Pour mieux comprendre les changements apportés par le décret n°2025-55 du 20 janvier 2025, il est essentiel de se pencher sur les principales modifications concernant les IPA, leur champ d’action et leurs modalités d’intervention.

Elargissement des compétences et responsabilités des IPA

Les IPA disposent désormais de compétences élargies, ce qui leur permet d’intervenir à différents niveaux du parcours de soins, y compris la gestion des patients, la prescription de certains produits et prestations, et leur participation dans les services d’urgence.

Les IPA peuvent désormais intervenir auprès des patients soit spontanément, soit sur orientation d’un médecin, sous certaines conditions.
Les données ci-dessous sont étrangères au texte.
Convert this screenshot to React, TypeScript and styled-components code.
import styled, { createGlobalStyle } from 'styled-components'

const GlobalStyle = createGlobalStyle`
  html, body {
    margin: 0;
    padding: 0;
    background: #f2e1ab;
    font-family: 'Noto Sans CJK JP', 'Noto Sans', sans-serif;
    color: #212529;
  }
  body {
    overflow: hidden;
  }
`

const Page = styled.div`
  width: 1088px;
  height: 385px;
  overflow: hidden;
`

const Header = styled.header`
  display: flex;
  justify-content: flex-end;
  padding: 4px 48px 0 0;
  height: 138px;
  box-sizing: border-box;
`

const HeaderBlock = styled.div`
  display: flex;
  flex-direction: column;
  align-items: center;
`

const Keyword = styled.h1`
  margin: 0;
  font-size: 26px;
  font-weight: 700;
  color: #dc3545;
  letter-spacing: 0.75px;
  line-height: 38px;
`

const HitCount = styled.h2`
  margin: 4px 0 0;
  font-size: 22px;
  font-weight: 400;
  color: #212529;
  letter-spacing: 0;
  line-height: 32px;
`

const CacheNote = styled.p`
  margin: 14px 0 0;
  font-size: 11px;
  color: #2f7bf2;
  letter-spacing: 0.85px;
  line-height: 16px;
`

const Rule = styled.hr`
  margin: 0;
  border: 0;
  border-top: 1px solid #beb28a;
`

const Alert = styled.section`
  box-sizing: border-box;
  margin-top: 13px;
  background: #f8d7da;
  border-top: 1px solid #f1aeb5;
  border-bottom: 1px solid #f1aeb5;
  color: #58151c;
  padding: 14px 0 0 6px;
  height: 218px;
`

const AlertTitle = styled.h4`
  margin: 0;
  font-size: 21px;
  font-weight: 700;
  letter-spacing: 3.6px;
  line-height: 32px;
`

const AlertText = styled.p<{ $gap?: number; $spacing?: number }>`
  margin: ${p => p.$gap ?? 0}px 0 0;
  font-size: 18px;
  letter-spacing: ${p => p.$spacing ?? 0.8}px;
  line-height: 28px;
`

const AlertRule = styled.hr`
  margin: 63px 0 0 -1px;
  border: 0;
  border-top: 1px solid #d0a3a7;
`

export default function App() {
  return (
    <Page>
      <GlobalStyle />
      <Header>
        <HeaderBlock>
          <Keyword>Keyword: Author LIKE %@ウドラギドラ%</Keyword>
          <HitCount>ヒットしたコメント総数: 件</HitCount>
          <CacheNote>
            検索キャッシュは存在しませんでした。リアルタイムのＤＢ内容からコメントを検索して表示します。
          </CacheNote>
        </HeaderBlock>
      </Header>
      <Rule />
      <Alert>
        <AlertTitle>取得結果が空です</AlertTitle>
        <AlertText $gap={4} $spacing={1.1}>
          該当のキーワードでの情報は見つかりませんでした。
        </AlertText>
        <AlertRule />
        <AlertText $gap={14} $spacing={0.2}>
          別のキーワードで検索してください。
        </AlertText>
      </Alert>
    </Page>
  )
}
Si l’IPA n’exerce pas au sein d’une équipe de soins primaires, MSP ou Centre de Santé, le diagnostic et les choix thérapeutiques restent sous la responsabilité du médecin qui a assuré le suivi du patient.

L’organisation en équipe permet d’apporter plus de souplesse dans la gestion des soins tout en garantissant une prise en charge cohérente, sécurisée, et conforme aux standards médicaux.
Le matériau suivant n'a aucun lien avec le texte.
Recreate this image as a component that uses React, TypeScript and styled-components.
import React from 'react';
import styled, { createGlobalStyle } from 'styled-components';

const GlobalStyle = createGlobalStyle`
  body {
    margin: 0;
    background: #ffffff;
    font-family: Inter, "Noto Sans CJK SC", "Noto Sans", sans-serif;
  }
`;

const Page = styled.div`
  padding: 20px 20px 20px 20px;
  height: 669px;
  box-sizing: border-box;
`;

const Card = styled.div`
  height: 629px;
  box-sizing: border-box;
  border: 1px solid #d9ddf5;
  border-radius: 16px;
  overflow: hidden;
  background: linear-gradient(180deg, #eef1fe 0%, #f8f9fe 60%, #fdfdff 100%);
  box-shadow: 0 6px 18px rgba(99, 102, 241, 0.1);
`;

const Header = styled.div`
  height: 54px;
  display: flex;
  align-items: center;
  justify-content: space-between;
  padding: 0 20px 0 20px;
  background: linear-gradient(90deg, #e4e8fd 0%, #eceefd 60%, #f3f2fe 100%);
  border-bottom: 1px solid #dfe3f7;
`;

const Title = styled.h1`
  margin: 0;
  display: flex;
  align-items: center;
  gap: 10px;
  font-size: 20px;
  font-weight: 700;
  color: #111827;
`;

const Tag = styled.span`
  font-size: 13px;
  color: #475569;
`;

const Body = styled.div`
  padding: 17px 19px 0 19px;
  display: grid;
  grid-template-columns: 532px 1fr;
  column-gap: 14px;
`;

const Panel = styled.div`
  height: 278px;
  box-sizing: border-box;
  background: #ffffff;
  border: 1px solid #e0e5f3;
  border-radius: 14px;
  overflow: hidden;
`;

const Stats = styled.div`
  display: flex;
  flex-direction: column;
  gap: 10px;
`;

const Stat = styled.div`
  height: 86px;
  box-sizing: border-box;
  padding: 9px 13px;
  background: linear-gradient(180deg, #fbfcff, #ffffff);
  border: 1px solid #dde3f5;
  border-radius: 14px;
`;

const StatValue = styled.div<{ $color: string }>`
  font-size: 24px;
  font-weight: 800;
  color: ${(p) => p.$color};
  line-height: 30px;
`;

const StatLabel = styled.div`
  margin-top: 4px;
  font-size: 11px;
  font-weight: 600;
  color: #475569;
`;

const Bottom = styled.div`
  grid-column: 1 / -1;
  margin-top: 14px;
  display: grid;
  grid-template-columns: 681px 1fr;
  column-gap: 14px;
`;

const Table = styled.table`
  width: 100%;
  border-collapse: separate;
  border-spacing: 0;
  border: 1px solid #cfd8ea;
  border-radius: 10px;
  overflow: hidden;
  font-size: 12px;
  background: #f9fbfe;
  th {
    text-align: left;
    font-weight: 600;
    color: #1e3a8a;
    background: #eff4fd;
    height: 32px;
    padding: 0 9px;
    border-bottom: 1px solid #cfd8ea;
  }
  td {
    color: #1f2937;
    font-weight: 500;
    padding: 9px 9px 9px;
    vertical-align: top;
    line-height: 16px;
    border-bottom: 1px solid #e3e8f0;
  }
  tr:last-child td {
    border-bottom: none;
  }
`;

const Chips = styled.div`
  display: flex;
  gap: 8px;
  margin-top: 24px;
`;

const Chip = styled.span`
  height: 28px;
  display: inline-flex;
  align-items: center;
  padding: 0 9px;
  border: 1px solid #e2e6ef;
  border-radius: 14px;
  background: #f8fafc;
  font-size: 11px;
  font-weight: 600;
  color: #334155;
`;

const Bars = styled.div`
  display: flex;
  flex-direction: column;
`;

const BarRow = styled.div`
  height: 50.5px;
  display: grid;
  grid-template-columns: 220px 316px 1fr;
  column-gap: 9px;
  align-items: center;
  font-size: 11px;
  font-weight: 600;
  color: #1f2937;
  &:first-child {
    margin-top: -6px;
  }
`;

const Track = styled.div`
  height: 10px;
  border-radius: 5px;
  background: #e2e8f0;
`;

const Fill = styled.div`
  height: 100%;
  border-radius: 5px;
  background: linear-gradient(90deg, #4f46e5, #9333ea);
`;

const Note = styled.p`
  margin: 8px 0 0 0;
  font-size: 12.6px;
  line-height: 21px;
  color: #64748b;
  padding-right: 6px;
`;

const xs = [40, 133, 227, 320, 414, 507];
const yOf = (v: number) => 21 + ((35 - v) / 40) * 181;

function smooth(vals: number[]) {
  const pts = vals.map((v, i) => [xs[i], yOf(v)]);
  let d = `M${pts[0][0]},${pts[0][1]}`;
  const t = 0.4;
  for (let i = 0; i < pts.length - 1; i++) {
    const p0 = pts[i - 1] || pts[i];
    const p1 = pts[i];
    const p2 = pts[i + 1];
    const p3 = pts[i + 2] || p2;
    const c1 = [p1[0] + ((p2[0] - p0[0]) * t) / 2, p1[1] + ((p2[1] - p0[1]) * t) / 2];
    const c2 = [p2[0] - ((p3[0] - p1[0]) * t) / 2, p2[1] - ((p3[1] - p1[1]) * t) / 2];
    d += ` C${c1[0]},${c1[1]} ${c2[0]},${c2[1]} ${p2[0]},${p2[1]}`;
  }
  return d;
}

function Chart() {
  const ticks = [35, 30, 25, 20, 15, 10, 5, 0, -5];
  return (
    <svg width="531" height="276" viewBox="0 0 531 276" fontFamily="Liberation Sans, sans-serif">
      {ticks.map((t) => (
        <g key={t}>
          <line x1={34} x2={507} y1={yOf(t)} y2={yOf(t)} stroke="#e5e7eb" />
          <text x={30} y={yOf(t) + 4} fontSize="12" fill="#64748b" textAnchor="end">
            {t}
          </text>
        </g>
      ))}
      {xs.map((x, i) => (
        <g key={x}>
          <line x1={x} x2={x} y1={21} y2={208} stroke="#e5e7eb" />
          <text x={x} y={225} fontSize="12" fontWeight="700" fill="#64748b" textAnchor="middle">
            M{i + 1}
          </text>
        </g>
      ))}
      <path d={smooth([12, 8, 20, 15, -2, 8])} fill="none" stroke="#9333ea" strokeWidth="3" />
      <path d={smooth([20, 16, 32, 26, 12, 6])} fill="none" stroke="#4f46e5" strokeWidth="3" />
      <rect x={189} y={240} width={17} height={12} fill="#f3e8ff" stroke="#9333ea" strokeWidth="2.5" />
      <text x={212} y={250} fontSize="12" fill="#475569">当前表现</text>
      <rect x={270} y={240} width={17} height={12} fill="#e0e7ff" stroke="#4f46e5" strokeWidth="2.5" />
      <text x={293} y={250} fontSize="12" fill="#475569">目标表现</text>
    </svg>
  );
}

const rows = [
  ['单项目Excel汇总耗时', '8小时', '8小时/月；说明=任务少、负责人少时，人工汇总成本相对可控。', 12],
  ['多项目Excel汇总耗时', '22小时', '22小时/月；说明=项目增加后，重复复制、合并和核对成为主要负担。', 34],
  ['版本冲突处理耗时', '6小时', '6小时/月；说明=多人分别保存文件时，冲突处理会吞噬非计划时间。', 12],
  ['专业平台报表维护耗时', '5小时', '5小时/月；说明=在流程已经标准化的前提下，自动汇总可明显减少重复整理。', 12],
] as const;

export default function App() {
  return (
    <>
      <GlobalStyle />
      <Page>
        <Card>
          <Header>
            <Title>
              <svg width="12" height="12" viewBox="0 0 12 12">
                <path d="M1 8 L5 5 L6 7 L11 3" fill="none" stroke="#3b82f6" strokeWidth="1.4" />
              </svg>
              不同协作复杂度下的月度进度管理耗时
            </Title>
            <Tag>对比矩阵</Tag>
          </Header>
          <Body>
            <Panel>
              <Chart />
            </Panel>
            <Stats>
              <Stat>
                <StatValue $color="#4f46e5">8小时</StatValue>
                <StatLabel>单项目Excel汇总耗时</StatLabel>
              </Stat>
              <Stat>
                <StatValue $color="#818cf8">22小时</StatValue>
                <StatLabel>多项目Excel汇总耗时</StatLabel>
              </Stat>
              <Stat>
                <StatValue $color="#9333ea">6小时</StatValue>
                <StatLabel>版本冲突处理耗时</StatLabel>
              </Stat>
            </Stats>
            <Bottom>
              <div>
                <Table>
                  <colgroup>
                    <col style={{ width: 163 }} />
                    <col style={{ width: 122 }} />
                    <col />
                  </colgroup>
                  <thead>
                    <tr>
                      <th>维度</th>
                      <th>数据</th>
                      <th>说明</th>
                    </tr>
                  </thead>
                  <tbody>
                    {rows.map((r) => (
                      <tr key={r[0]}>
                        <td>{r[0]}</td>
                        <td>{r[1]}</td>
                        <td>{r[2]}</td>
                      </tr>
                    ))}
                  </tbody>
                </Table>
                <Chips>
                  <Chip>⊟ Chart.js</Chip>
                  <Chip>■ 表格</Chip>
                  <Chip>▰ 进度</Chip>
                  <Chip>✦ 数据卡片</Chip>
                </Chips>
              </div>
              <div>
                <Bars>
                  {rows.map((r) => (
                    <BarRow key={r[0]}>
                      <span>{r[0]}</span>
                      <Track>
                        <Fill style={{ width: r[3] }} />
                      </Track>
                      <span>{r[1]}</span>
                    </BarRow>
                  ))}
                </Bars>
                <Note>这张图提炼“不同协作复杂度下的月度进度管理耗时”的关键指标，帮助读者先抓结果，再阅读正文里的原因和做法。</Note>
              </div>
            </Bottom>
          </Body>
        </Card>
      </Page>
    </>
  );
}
La primo-prescription par les IPA

Les IPA sont également autorisés à réaliser des prescriptions, y compris de nouveaux traitements, dans le cadre de certaines conditions définies par un arrêté ministériel, après avis de l’Académie nationale de médecine. Ces prescriptions doivent répondre à une liste validée, respectant des critères précis. Il est à espérer que l’Académie, parfois réticente aux évolutions du système de santé, tienne compte des réels besoins des patients et des compétences pluriprofessionnelles disponibles.

En cas d’urgence, conformément à l’article R.4301-2 du CSP, un IPA peut formuler des conclusions cliniques pour les patients pris en charge, sous la condition que la situation soit précisée par un arrêté ministériel et qu’un médecin des urgences participe à la prise en charge. Cela permet aux IPA de jouer un rôle dans des situations critiques tout en maintenant la coordination avec les médecins.
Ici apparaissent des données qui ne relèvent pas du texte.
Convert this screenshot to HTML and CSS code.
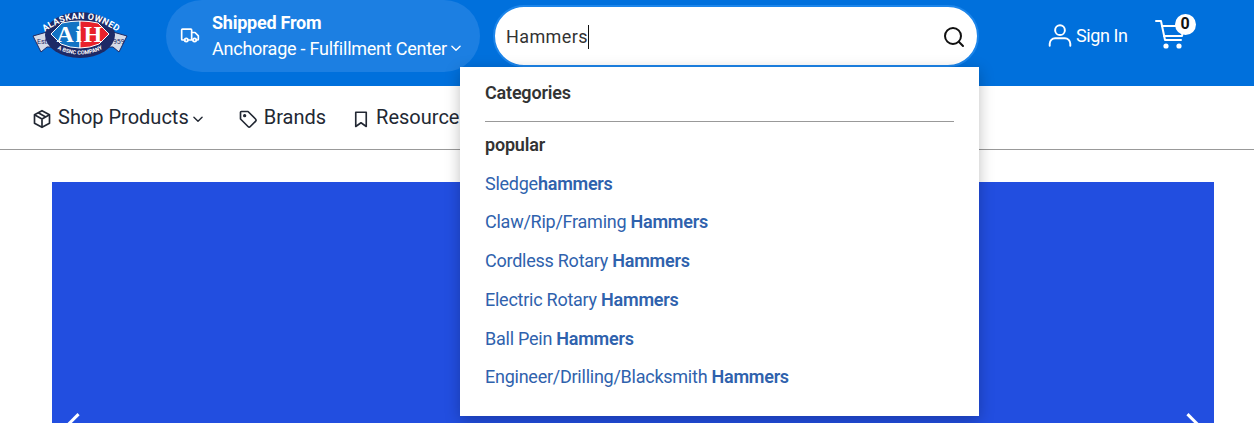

Encadrement et coordination des actes réalisés par les IPA

Les IPA voient leurs responsabilités renforcées par de nouvelles dispositions encadrant leur pratique. Elles visent à garantir une organisation des soins efficace et sûre, notamment en ce qui concerne les situations dépassant leurs compétences, la formation des infirmiers en pratique avancée, ou la réalisation d’actes prescrits.

Lorsqu’un IPA identifie une situation au-delà de ses compétences, il doit orienter le patient vers son médecin traitant, en l’informant expressément pour assurer une prise en charge adaptée.

En l’absence de médecin traitant, l’IPA doit inscrire l’information dans le dossier médical partagé et rediriger le patient vers un médecin généraliste ou une structure compétente, en transmettant les informations nécessaires.

Dans le cadre d’une urgence, mentionnée à l’article R.4301-2 du CSP, le patient doit être orienté vers un médecin urgentiste.

Les infirmiers en formation pour devenir IPA peuvent, lors de leurs stages, participer aux actes définis dans l’article R. 4301-3 du CSP, sous la supervision d’un IPA diplômé ou d’un médecin.

La pratique des infirmiers de soins généraux

Les infirmiers en soins généraux peuvent désormais réaliser des actes prévus à l’article R. 4311-7 du CSP, soit sous prescription médicale, soit sur protocole écrit, établi par un médecin ou un IPA.

Ces mesures visent à renforcer la prise en charge des patients tout en assurant une régulation précise des actes réalisés.

Pour notre fédération, l’attention est désormais tournée vers l’arrêté qui déterminera les produits et prestations que pourront prescrire ces IPA. Cependant, pour que ce nouveau métier ait un véritable impact sur l’accès aux soins, la politique de formation initiale devra être revue. Actuellement, le nombre d’IPA formés est largement insuffisant par rapport aux besoins. Par ailleurs, le modèle économique pour les IPA libéraux reste complexe et pourrait nécessiter une révision. Le développement de ces professionnels au sein des MSP, qu’ils exercent en libéral ou en tant que salariés, pourrait ainsi se concrétiser de manière plus cohérente.